Squeezed by high interest rates and record prices, homeowners are frozen in place. They can’t sell. So first-time buyers can’t buy.
Squeezed by high interest rates and record prices, homeowners are frozen in place. They can’t sell. So first-time buyers can’t buy.
If buying a home is an inexorable part of the American dream, so is the next step: eventually selling that home and using the equity to trade up to something bigger.
But over the past two years, this upward mobility has stalled as buyers and sellers have been pummeled by three colliding forces: the highest borrowing rates in nearly two decades, a crippling shortage of inventory, and a surge in home prices to a median of $434,000, the highest on record, according to Redfin.
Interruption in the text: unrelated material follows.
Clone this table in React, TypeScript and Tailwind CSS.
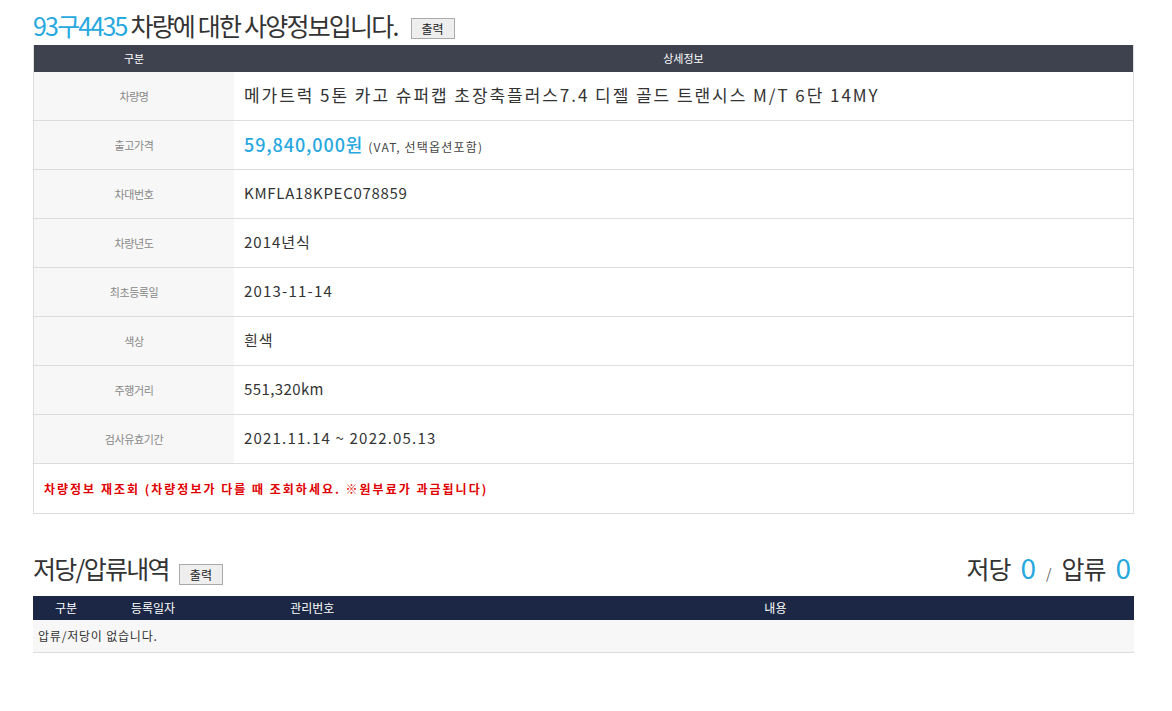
import React from "react";

const font = { fontFamily: '"Noto Sans CJK KR", "Noto Sans", sans-serif' };

const rows: { label: string; value: React.ReactNode }[] = [
  {
    label: "차량명",
    value: <span className="text-[17px] text-[#333] tracking-[1.95px]">메가트럭 5톤 카고 슈퍼캡 초장축플러스7.4 디젤 골드 트랜시스 M/T 6단 14MY</span>,
  },
  {
    label: "출고가격",
    value: (
      <span className="flex items-baseline">
        <span className="text-[18px] text-[#27a8de] font-medium tracking-[0.9px]">59,840,000원</span>
        <span className="text-[12px] text-[#444] ml-[5px] tracking-[1.2px]">(VAT, 선택옵션포함)</span>
      </span>
    ),
  },
  { label: "차대번호", value: <span className="text-[15px] text-[#333] tracking-[0.7px]">KMFLA18KPEC078859</span> },
  { label: "차량년도", value: <span className="text-[15px] text-[#333] tracking-[1px]">2014년식</span> },
  { label: "최초등록일", value: <span className="text-[15px] text-[#333] tracking-[1.2px]">2013-11-14</span> },
  { label: "색상", value: <span className="text-[15px] text-[#333] tracking-[1px]">흰색</span> },
  { label: "주행거리", value: <span className="text-[15px] text-[#333] tracking-[0.4px]">551,320km</span> },
  { label: "검사유효기간", value: <span className="text-[15px] text-[#333] tracking-[1.2px]">2021.11.14 ~ 2022.05.13</span> },
];

function PrintButton() {
  return (
    <button className="h-[21px] w-[44px] border border-[#aaa] bg-[#eeeeee] text-[12px] text-[#222] leading-none flex items-center justify-center">
      출력
    </button>
  );
}

export default function App() {
  return (
    <div className="bg-white w-[1172px] h-[711px]" style={font}>
      <div className="ml-[33px] w-[1101px]">
        <div className="h-[45px] flex items-end pb-[7px]">
          <h1 className="text-[25px] leading-none tracking-[-1.8px] text-[#333] font-normal">
            <span className="text-[#27a8de]">93구4435</span> 차량에 대한 사양정보입니다.
          </h1>
          <div className="ml-[13px] mb-[-1px]">
            <PrintButton />
          </div>
        </div>
        <div className="border-x border-b border-[#ddd]">
          <div className="flex h-[27px] bg-[#3e424f] text-white text-[11px] items-center">
            <div className="w-[200px] text-center">구분</div>
            <div className="flex-1 text-center">상세정보</div>
          </div>
          {rows.map((r) => (
            <div key={r.label} className="flex h-[49px] border-b border-[#ddd]">
              <div className="w-[200px] bg-[#f7f7f7] flex items-center justify-center text-[11px] tracking-[-0.4px] text-[#888]">
                {r.label}
              </div>
              <div className="flex-1 flex items-center pl-[10px] pb-[2px]">{r.value}</div>
            </div>
          ))}
          <div className="h-[49px] flex items-center pl-[10px] text-[12px] font-bold tracking-[2px] text-[#e00000]">
            차량정보 재조회 (차량정보가 다를 때 조회하세요. ※원부료가 과금됩니다)
          </div>
        </div>

        <div className="h-[82px] flex items-end pb-[15px] justify-between">
          <div className="flex items-end">
            <h2 className="text-[25px] leading-none tracking-[-1.7px] text-[#333] font-normal">저당/압류내역</h2>
            <div className="ml-[10px] mb-[-4px]">
              <PrintButton />
            </div>
          </div>
          <div className="flex items-end leading-none text-[#333] mr-[3px]">
            <span className="text-[25px] tracking-[-1px]">저당</span>
            <span className="text-[28px] text-[#27a8de] ml-[10px]">0</span>
            <span className="text-[14px] text-[#666] mx-[10px] mb-[1px]">/</span>
            <span className="text-[25px] tracking-[-1px]">압류</span>
            <span className="text-[28px] text-[#27a8de] ml-[10px]">0</span>
          </div>
        </div>
        <div className="flex h-[24px] bg-[#1b2745] text-white text-[12px] items-center">
          <div className="w-[44px] text-right">구분</div>
          <div className="ml-[54px]">등록일자</div>
          <div className="ml-[115px]">관리번호</div>
          <div className="ml-[430px]">내용</div>
        </div>
        <div className="h-[33px] bg-[#f7f7f7] border-b border-[#ddd] flex items-center pl-[5px] text-[12px] tracking-[0.8px] text-[#333]">
          압류/저당이 없습니다.
        </div>
      </div>
    </div>
  );
}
People who bought their starter home a few years ago are finding themselves frozen in place by what is known as the “rate-lock effect” — they bought when interest rates were historically low, and trading up would mean a doubling or tripling of their monthly interest payments.
They are locked in, and as a result, families hoping to buy their first homes are locked out.
Maybe we shouldn't have kept interest rates at near zero for decades, especially when the economy was doing well. Maybe that would have eased the transition a bit.
Corporate real estate investors own a lot of politicians, and there is no organization or superpac that looks out for literally everyone who isn't rich. We don't have a seat at the table.
Progressive residential property tax rates. The first home, low tax. Second home, a bit higher. Third home, a bigger bit higher and so on until somewhere around the 8th or 10th one the annual rate hits 100% and keeps going.
Maybe we just shouldn’t let corporations own residential property and limit individuals to say 5-10 homes. That way we don’t have 4 corps owning all the homes and rich people can still have vacation homes in half a dozen states
Low interest helps buyers compete against cash offers from investors and corpos.
When rates are high, it incentivizes that type of buyer because it's costing people who would live there more.
Now, traditional wisdom says higher interest encourages lending because banks like money. But times have changed, they get better returns on student loans, credit cards, or rent after they buy up homes.
There's just better investment opportunities for lenders, and instead of cracking down on the other ways they make money to make lending more attractive, were trying to pay them more to want to do mortgages.
nobody complete against cash investors. cash wins the vast majority of the time, even given a slightly lower offer, because it's a cleaner transaction for the seller.
Almost all countries with lower levels of inequality and decent income have inflation. Deflation actually works against the poor because they are the ones needing to borrow to make any large purchase and the banks can only set rates so low. The solution to wealth inequality is absolutely NOT deflation.
It's not a solution to wealth inequality, but doesn't drastically worsen inequality (Cantillon effect) like the dollar has since the Nixon Shock. We have 100% been played for fools.
Inflation works against the poor because that interest rate is added to the real rates offered to the poor - borrowers, not lenders, pay the price.
And what do you think happens when there is deflation, especially if it is negative by several percent? The real rate people pay is up significantly even if the nominal rate is 0%.
Nothing happens. We don't take out as many loans we can't afford, we don't make a bunch of subprime loans with other people's savings, and our time preferences aren't shortened.
I agree that real rates are high, so I'm not sure what you're getting at with that.